The hunger strike and Sands's election brought many new recruits to the republican movement and deepened Sinn Féin electoral involvement; the prisoners were subsequently granted most of the hunger strikers' demands (giving them considerable control within the prison). Sands became a republican icon. A mural portrait (based on a 1976 jail photograph) decorated Sinn Féin headquarters on the Falls Road; his slogans (e.g. ‘Our revenge will be the laughter of our children’) were widely quoted, his emblem of a lark in barbed wire to symbolise republican prisoners was regularly reproduced.
During the 1990s peace process republican supporters of the Belfast agreement called it the fruit of Sands's sacrifice; opponents (including Sands's sister Bernadette) claimed it betrayed the principles for which he died, and denounced the denial of political status to imprisoned dissident republicans. Some commentators see Sands and the hunger strikers as trapped by personal traumas and a provincial culture of catholic devotionalism and sacrificial republicanism; these writers emphasise the drawn-out conclusion of the hunger strike, with outside leaders overawed by ‘tunnel-visioned’ prisoners. Others (particularly ex-prisoners) see Sands and the prisoner community developing a calculated political strategy, employing symbolism rather than being defined by it, and the hunger strike as part of an ongoing process of individual and communal self-empowerment.
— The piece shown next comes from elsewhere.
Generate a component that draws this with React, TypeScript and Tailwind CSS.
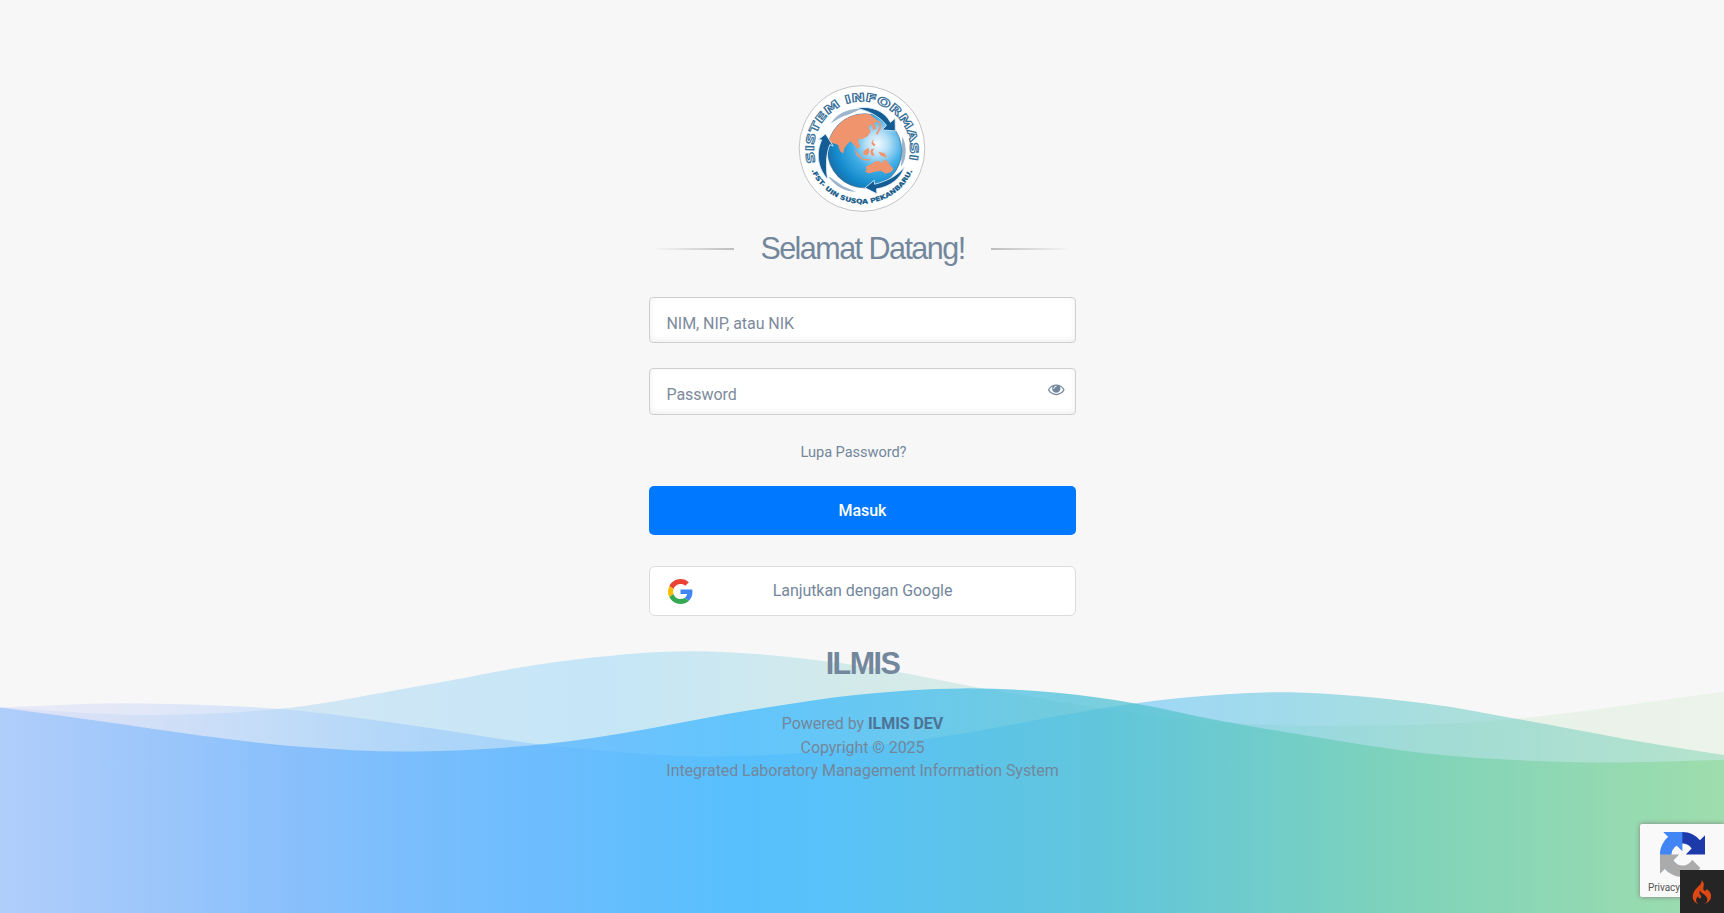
import React from "react";

type Point = [number, number];
type Stop = [number, string];

const WIDTH = 1724;
const BOTTOM = 913;

const backWave: Point[] = [
  [0, 707.5], [145, 715], [283, 708.4], [421, 685.7], [560, 661.4], [700, 651.2], [860, 665.7],
  [981, 688], [1096, 707.5], [1231, 722.8], [1354, 725.8], [1507, 719.7], [1724, 691.8],
];
const middleWave: Point[] = [
  [0, 707.5], [126, 703.2], [283, 709.3], [421, 726.7], [560, 746.7], [732, 756.3], [927, 738.9],
  [1096, 709.3], [1180, 698], [1288, 692.3], [1424, 703.2], [1526, 720.6], [1625, 738.9], [1724, 755],
];
const frontWave: Point[] = [
  [0, 707.5], [108, 722.3], [200, 735.4], [300, 746.7], [415, 751.5], [545, 744.1], [650, 728.4], [751, 710.1], [860, 694.5],
  [962, 688.4], [1057, 692.7], [1134, 703.2], [1215, 719.7], [1315, 737.1], [1424, 753.3], [1530, 760.7], [1621, 762.4], [1724, 759.8],
];

function wavePath(points: Point[]): string {
  let d = `M${points[0][0]} ${points[0][1]}`;
  for (let i = 0; i < points.length - 1; i++) {
    const before = points[Math.max(0, i - 1)];
    const from = points[i];
    const to = points[i + 1];
    const after = points[Math.min(points.length - 1, i + 2)];
    const third = (to[0] - from[0]) / 3;
    const slopeFrom = (to[1] - before[1]) / (to[0] - before[0]);
    const slopeTo = (after[1] - from[1]) / (after[0] - from[0]);
    d += `C${from[0] + third} ${from[1] + slopeFrom * third} ${to[0] - third} ${to[1] - slopeTo * third} ${to[0]} ${to[1]}`;
  }
  return `${d}V${BOTTOM}H0Z`;
}

const layers: { id: string; points: Point[]; opacity: number; stops: Stop[] }[] = [
  {
    id: "wave-back",
    points: backWave,
    opacity: 0.3,
    stops: [[0, "#b4c3f7"], [310, "#75bef0"], [600, "#50bef7"], [860, "#7fcbcb"], [1100, "#9dd9b7"], [1400, "#c4e5c0"], [1724, "#cfeacb"]],
  },
  {
    id: "wave-middle",
    points: middleWave,
    opacity: 0.5,
    stops: [[0, "#d9dcf7"], [126, "#cfd9f7"], [283, "#b0d1fb"], [421, "#92c5fb"], [740, "#72bffd"], [1150, "#49b9f3"], [1288, "#4bbfdd"], [1424, "#59c5c3"], [1724, "#80d3b0"]],
  },
  {
    id: "wave-front",
    points: frontWave,
    opacity: 0.75,
    stops: [[0, "#a1c7fb"], [300, "#75b6fd"], [560, "#57b5ff"], [740, "#3fb9ff"], [815, "#41bbfb"], [1100, "#50c1d6"], [1400, "#74d0b1"], [1724, "#97dba2"]],
  },
];

function Waves() {
  return (
    <svg className="absolute inset-0 h-full w-full" viewBox={`0 0 ${WIDTH} ${BOTTOM}`} preserveAspectRatio="none" aria-hidden="true">
      <defs>
        {layers.map((layer) => (
          <linearGradient key={layer.id} id={layer.id} gradientUnits="userSpaceOnUse" x1="0" y1="0" x2={WIDTH} y2="0">
            {layer.stops.map(([x, color]) => (
              <stop key={x} offset={x / WIDTH} stopColor={color} />
            ))}
          </linearGradient>
        ))}
      </defs>
      {layers.map((layer) => (
        <path key={layer.id} d={wavePath(layer.points)} fill={`url(#${layer.id})`} opacity={layer.opacity} />
      ))}
    </svg>
  );
}

function Emblem() {
  return (
    <svg className="h-[128px] w-[128px]" viewBox="53.5 44 387 387">
      <defs>
        <radialGradient id="ocean" gradientUnits="userSpaceOnUse" cx="293" cy="222" r="160">
          <stop offset="0" stopColor="#f4fbff" />
          <stop offset="0.22" stopColor="#b4def6" />
          <stop offset="0.48" stopColor="#41aee6" />
          <stop offset="0.8" stopColor="#1389cb" />
          <stop offset="1" stopColor="#1a6ba3" />
        </radialGradient>
        <path id="arc-top" d="M106.500 279 A146 146 0 1 1 387.500 279" />
        <path id="arc-bottom" d="M94 302 A167 167 0 0 0 402 298" />
        <clipPath id="globe-clip"><circle cx="255" cy="243" r="112" /></clipPath>
      </defs>
      <circle cx="247" cy="236" r="190" fill="#fff" stroke="#b5b7b9" strokeWidth="2.500" />
      <path d="M153 160 C172 130 205 114 246 116 L205 134 C182 140 170 150 153 160Z" fill="#9eb6cd" />
      <path d="M369 199 C384 230 382 270 365 291Z" fill="#9eb6cd" />
      <path d="M146 322 C165 349 195 367 229 367 L190 350 L150 322Z" fill="#9eb6cd" />
      <circle cx="255" cy="243" r="112" fill="url(#ocean)" stroke="#35658c" strokeWidth="2" />
      <g clipPath="url(#globe-clip)" fill="#f0946d">
        <path d="M140 200 L165 165 L205 130 L262 125 L290 148 L284 162 L291 175 L281 181 L276 163 L267 171 L273 186 L264 199 L245 209 L239 205 L235 215 L242 231 L233 237 L219 221 L211 214 L202 224 L194 235 L190 251 L181 244 L174 225 L159 220 L146 218Z" />
        <path d="M282 205 L275 220 L283 230 L288 224 L280 218Z M224 239 L238 255 L249 266 L244 267 L230 256Z M251 244 L266 234 L270 246 L263 257 L251 254Z M273 239 L285 236 L279 245 L285 257 L277 258 L273 251Z M297 246 L316 250 L322 264 L304 258Z M247 267 L270 268 L270 273 L248 271Z" />
        <path d="M258 291 L273 284 L287 275 L296 273 L307 280 L313 270 L321 272 L331 284 L342 297 L335 307 L319 312 L304 303 L285 306 L269 311 L257 307 L261 299Z" />
      </g>
      <path d="M276 163 L290 151 M291 151 L301 158 L302 174 L291 193" fill="none" stroke="#f0946d" strokeWidth="5" />
      <g fill="#145c94" stroke="#e4f2fb" strokeWidth="2.500">
        <path d="M230 114 C275 106 315 122 333 157 L347 145 L348 183 L308 180 L321 166 C301 139 268 122 230 114Z" />
        <path d="M143 329 C107 287 111 242 125 210 L115 209 L137 192 L160 229 L150 224 C138 252 137 290 143 329Z" />
        <path d="M375 292 C365 326 332 352 291 358 L292 373 L256 355 L284 332 L285 344 C324 334 353 319 375 292Z" />
      </g>
      <text fontSize="34" fontFamily="DejaVu Sans, sans-serif" fontWeight="700" fill="#fff" stroke="#3a7199" strokeWidth="3">
        <textPath href="#arc-top" textLength="530" lengthAdjust="spacingAndGlyphs">SISTEM INFORMASI</textPath>
      </text>
      <text fontSize="19" fontFamily="DejaVu Sans, sans-serif" fontWeight="700" fill="#155a8a" stroke="#155a8a" strokeWidth="0.800">
        <textPath href="#arc-bottom" textLength="386" lengthAdjust="spacingAndGlyphs">.FST- UIN SUSQA PEKANBARU.</textPath>
      </text>
    </svg>
  );
}

function EyeIcon() {
  return (
    <svg className="h-[16.500px] w-[16.500px]" viewBox="0 0 1792 1792" fill="currentColor">
      <path d="M1664 960q-152-236-381-353 61 104 61 225 0 185-131.500 316.500t-316.500 131.500-316.500-131.500-131.500-316.500q0-121 61-225-229 117-381 353 133 205 333.500 326.500t434.500 121.500 434.500-121.500 333.500-326.500zm-720-384q0-20-14-34t-34-14q-125 0-214.500 89.500t-89.500 214.500q0 20 14 34t34 14 34-14 14-34q0-86 61-147t147-61q20 0 34-14t14-34zm848 384q0 34-20 69-140 230-376.500 368.500t-499.500 138.500-499.500-139-376.500-368q-20-35-20-69t20-69q140-229 376.500-368t499.500-139 499.500 139 376.500 368q20 35 20 69z" />
    </svg>
  );
}

function GoogleIcon() {
  return (
    <svg className="h-[25px] w-[25px]" viewBox="0 0 48 48">
      <path fill="#EA4335" d="M24 9.500c3.540 0 6.710 1.220 9.210 3.600l6.850-6.850C35.900 2.380 30.470 0 24 0 14.620 0 6.510 5.380 2.560 13.220l7.980 6.190C12.430 13.720 17.740 9.500 24 9.500z" />
      <path fill="#4285F4" d="M46.980 24.550c0-1.570-.15-3.090-.38-4.550H24v9.020h12.940c-.58 2.960-2.260 5.480-4.780 7.180l7.730 6c4.510-4.180 7.090-10.360 7.090-17.650z" />
      <path fill="#FBBC05" d="M10.530 28.590c-.48-1.450-.76-2.990-.76-4.590s.27-3.140.76-4.590l-7.980-6.190C.92 16.460 0 20.120 0 24c0 3.880.92 7.540 2.560 10.780l7.970-6.190z" />
      <path fill="#34A853" d="M24 48c6.480 0 11.930-2.130 15.890-5.810l-7.730-6c-2.150 1.450-4.920 2.300-8.160 2.300-6.260 0-11.570-4.220-13.470-9.910l-7.980 6.190C6.510 42.620 14.620 48 24 48z" />
    </svg>
  );
}

function RecaptchaIcon() {
  return (
    <svg className="h-[45px] w-[45px]" viewBox="0 0 64 64">
      <path fill="#1c3aa9" d="M64 31.955l-.033-1.370V4.687l-7.160 7.160C50.948 4.674 42.033.093 32.050.093c-10.400 0-19.622 4.960-25.458 12.640l11.736 11.860a15.550 15.550 0 0 1 4.754-5.334c2.050-1.600 4.952-2.906 8.968-2.906.485 0 .86.057 1.135.163 4.976.393 9.288 3.140 11.828 7.124l-8.307 8.307L64 31.953" />
      <path fill="#4285f4" d="M31.862.094l-1.370.033H4.594l7.160 7.160C4.580 13.147 0 22.060 0 32.046c0 10.400 4.960 19.622 12.640 25.458L24.500 45.768a15.550 15.550 0 0 1-5.334-4.754c-1.600-2.050-2.906-4.952-2.906-8.968 0-.485.057-.86.163-1.135.393-4.976 3.140-9.288 7.124-11.828l8.307 8.307L31.860.095" />
      <path fill="#ababab" d="M.001 32.045l.033 1.370v25.898l7.160-7.160c5.860 7.173 14.774 11.754 24.760 11.754 10.400 0 19.622-4.960 25.458-12.640l-11.736-11.860a15.550 15.550 0 0 1-4.754 5.334c-2.050 1.600-4.952 2.906-8.968 2.906-.485 0-.86-.057-1.135-.163-4.976-.393-9.288-3.140-11.828-7.124l8.307-8.307c-10.522.040-22.400.066-27.295-.005" />
    </svg>
  );
}

function FlameIcon() {
  return (
    <svg className="h-[24px] w-[20px]" viewBox="0 0 155 200" fill="#dd4814">
      <path d="M73.700 3.700c2.200 7.900-.7 18.500-7.800 29-1.800 2.600-10.700 12.200-19.700 21.300-23.900 24-33.600 37.100-40.300 54.400-7.900 20.600-7.800 40.800.5 58.200C12.800 180 27.600 193 42.500 198l6 2-3-2.200c-21-15.200-22.900-38.700-4.800-58.800 2.500-2.700 4.800-5 5.100-5 .4 0 .7 2.700.7 6.100 0 5.700.2 6.200 3.700 9.500 3 2.700 4.600 3.400 7.800 3.400 5.600 0 9.900-2.400 11.600-6.500 2.900-6.900 1.600-12-5-20.500-10.500-13.400-11.700-23.300-4.300-34.700l3.100-4.800.7 4.700c1.300 8.200 5.800 12.900 25 25.800 20.900 14.100 30.600 26.100 32.800 40.500 1.100 7.200-.1 16.100-3.100 21.800-2.700 5.300-11.200 14.300-16.500 17.400-2.400 1.400-4.300 2.600-4.300 2.800 0 .2 2.400-.4 5.300-1.400 24.100-8.300 42.700-27.100 48.200-48.600 1.900-7.600 1.900-20.200-.1-28.500-3.500-15.200-14.600-30.500-29.900-41.200l-7-4.900-.6 3.300c-.8 4.800-2.600 7.600-5.900 9.300-4.500 2.300-10.300 1.900-13.800-1-6.700-5.700-7.800-14.600-3.700-30.500 3-11.600 3.200-20.600.5-29.100C88.300 18 80.600 6.300 74.800 2.200 73.100.9 73 1 73.700 3.700z" />
    </svg>
  );
}

const inputClass =
  "block w-full rounded-[4px] border border-[#cfcfcf] bg-white pl-[17px] pr-4 pt-[6px] text-[16px] tracking-[-0.06px] text-[#73879c] shadow-[inset_0_-2px_6px_rgba(0,0,0,0.07)] outline-none placeholder:text-[#7c8a9c] placeholder:opacity-100";

export default function App() {
  return (
    <div className="relative h-[913px] w-full overflow-hidden bg-[#f7f7f7] font-['Roboto',sans-serif] text-[16px] tracking-[-0.06px] text-[#73879c]">
      <Waves />
      <main className="relative mx-auto flex w-[427px] flex-col items-center pt-[85px]">
        <Emblem />
        <div className="mt-[20px] flex h-[32px] w-full items-center justify-between px-[4px]">
          <span className="h-[2px] w-[81px] bg-linear-to-l from-[#bdbec0] to-[#f7f7f7]" />
          <h1 className="whitespace-nowrap pb-[2px] pl-[1px] font-['Liberation_Sans',sans-serif] text-[30.5px] leading-[32px] tracking-[-1.53px]">Selamat Datang!</h1>
          <span className="h-[2px] w-[81px] bg-linear-to-r from-[#bdbec0] to-[#f7f7f7]" />
        </div>
        <form className="mt-[32px] flex w-full flex-col" onSubmit={(event) => event.preventDefault()}>
          <input className={`${inputClass} h-[46px]`} type="text" placeholder="NIM, NIP, atau NIK" />
          <div className="relative mt-[25px]">
            <input className={`${inputClass} h-[47px]`} type="password" placeholder="Password" />
            <button type="button" className="absolute right-[11px] top-[13px]" aria-label="Password">
              <EyeIcon />
            </button>
          </div>
          <a href="#" className="mt-[26px] self-center pr-[17px] text-[14.6px] leading-[22px]">Lupa Password?</a>
          <button type="submit" className="mt-[23px] h-[49px] w-full rounded-[5px] bg-[#0078ff] pl-[1px] text-[16px] font-medium text-white">Masuk</button>
          <button type="button" className="mt-[31px] flex h-[50px] w-full items-center rounded-[6px] border border-[#dcdcdc] bg-white pl-[18px] pr-[42px]">
            <GoogleIcon />
            <span className="flex-1 pb-[1px] text-center">Lanjutkan dengan Google</span>
          </button>
        </form>
        <h2 className="mt-[31px] pl-[1px] font-['Liberation_Sans',sans-serif] text-[30.5px] font-bold leading-[32px] tracking-[-1.53px]">ILMIS</h2>
        <p className="mt-[33px] pl-[1px] text-center leading-[23.5px]">
          Powered by <strong className="font-bold text-[#4d7396]">ILMIS DEV</strong>
          <br />
          Copyright © 2025
          <br />
          <span className="whitespace-nowrap">Integrated Laboratory Management Information System</span>
        </p>
      </main>
      <div className="absolute bottom-[16px] right-0 h-[73px] w-[84px] rounded-l-[2px] bg-[#f9f9f9] pl-[20px] pt-[8px] shadow-[0_0_5px_gray]">
        <RecaptchaIcon />
        <span className="-ml-[12px] mt-[4px] block whitespace-nowrap text-[10px] leading-[14px] text-[#555]">Privacy</span>
      </div>
      <div className="absolute bottom-0 right-0 flex h-[43px] w-[44px] items-center justify-center bg-[#252525]">
        <FlameIcon />
      </div>
    </div>
  );
}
Nine other republican hunger strikers died in the Maze prison after Sands: Francis Hughes (qv) (12 May 1981); Raymond McCreesh (21 May 1981) from Camlough, Co. Armagh; Patrick ‘Patsy’ O'Hara (qv) (21 May 1981); Joe McDonnell (8 July 1981) of Belfast, who was defeated by 315 votes in Sligo-Leitrim during the June 1981 general election; Martin Hurson (13 July 1981) of Galbally. Co. Tyrone; Kevin Lynch (1 August 1981), a member of the INLA from Dungiven, Co. Derry; Kieran Doherty (qv) (2 August 1981); Thomas McElwee (8 August 1981) of Tamlaghtduff, Co. Derry; and Michael Devine (20 August 1981) a member of the INLA from Derry.